ExoPC Prototype - Vigourous Testing & Review

First Impressions
Staring me in the face was this neat little glossy faced box of tricks! It was a little smaller than I had imagined, but it wasn't too small.....perhaps.

You can tell that it has been hand made as the screen doesn't sit perfectly in the surrounding bezel, and sometimes when handling the slate, the screen tends to move away from the main unit. This has something to do with why the accuracy with the screen is not 100%. Obviously we can look forward to a much better build with the final production units.

It was a little heavier than I first thought, but only because I really didn't know what to expect. Now that I’ve had it and used it for a few days I don't even notice the weight, which really isn't that much. (And is even 144 grams heavier that the FP (final production) unit).

About the ExoPC
The fan is almost constantly on, which is a bit of a bummer, but we know that - that will be sorted in the final production units, and will only come on when needed; however, the unit does get quite hot when on charge (naturally), I only hope that the fan that is used in the FP units is more powerful but quieter.

The ports are positioned perfectly, I wouldn't want them anywhere else on the unit. 2 x USB should be ample for most people, I don't think I ever used both in one go. The HDMI was very easy to use, as you can see in my video, and it was a crystal clear picture, no jumping, jittering and the colours were perfect. You could easily use this to extend the desktop on the unit to another monitor/HD TV. I suppose if you have a main desk but are out an about a lot, if you dock the unit to the ExoPC official dock, with a USB keyboard & mouse already connected, all you would have to do is connect up your HD monitor to the HDMI and you have yourself a desktop PC(!) ready to transform to a mobile device when called in to action.

The ExoPC does not in any way feel cheap! If anything because of the weight, (again its not too heavy), it feels solid as a rock! Like you could drop it out from under your arm and it would just bounce on the floor (not tested!) and be fine.

Even though its not the FP screen, the one in the prototype is very good........ from certain angles! When you get those angles right the screen is bright, vivid and very clear & crisp & not pixelated at all, all the corners are sharp and the rounded edges smooth, just what you want from an LCD screen.

 Using the ExoPC
Windows 7 is a marvellous work of art, it really is the best bits of all of Microsoft's attempts at creating an astounding OS over the years.
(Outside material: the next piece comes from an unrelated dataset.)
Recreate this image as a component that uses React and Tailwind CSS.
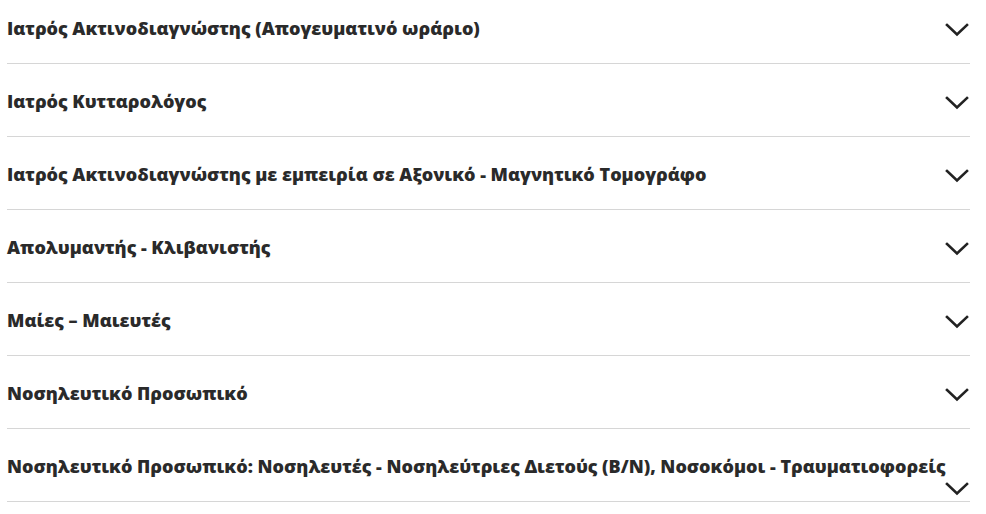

The Windows UI is very good, it even has a mode for tablet devices to make thinks like buttons & icons larger for your fingers to hit them easier....... but(!) it’s just not good enough for a solely touch enabled device! Which is where the ExoPC UI layer comes to the rescue!

A couple of occasions, when I was using the ExoPC in Windows, it took me to a screen (full screen on a PDF viewer for example), I lost the start bar and no other buttons were visible, I couldn't get up the on screen keyboard to close the app or get back to the home page. That’s were you really need a ‘hard’ ‘home’ key, that takes you back to a position where you can recover the app or close it, probably just the same as the ‘show the desktop’ button in Win 7, or perhaps to bring up the Task Manager, that’s the only thing I can say that this unit is lacking. On those occasions all I could do to get back to life was to re-boot.

I docked the Exo on my desk and turned on my blue-tooth keyboard with built in touch pad. It connected in two seconds (after the initial paring on a separate occasion) and I was typing in three. I connected up my blue-tooth headphones and streamed audio from Media Player while i surfed the web. Both these peripherals were going at the same time and neither conflicted. I plugged in my external hard drive to install an app from it to the USB port and started to install. While that was happening I took my micro SD card from my phone with all my music on, put it in an SD adapter and slipped it in to the SD card slot. Within a few seconds I’d added my music to my play-list and created a new play-list to listen to. It was SO easy! SO quick and effortless.

After downloading Windows Mobile Centre I connected up my phone (HTC HD2) to the USB lead and synced it, installed an app on my phone and then disconnected it, seriously took like 30 seconds end to end. This can all obviously be done on the go too, not just sitting at a desk; on the bus, the tube/subway, in the park, at school/university there really is no limit.

At first I couldn't get the on-board GPS to work (Needed BIOS update) so I used my external blue-tooth GPS dongle (Dconnex Blue-tooth GPS), went outside and within moments I’d added the dongle to the connection list and was using a demo version of Microsoft Streets & Trips!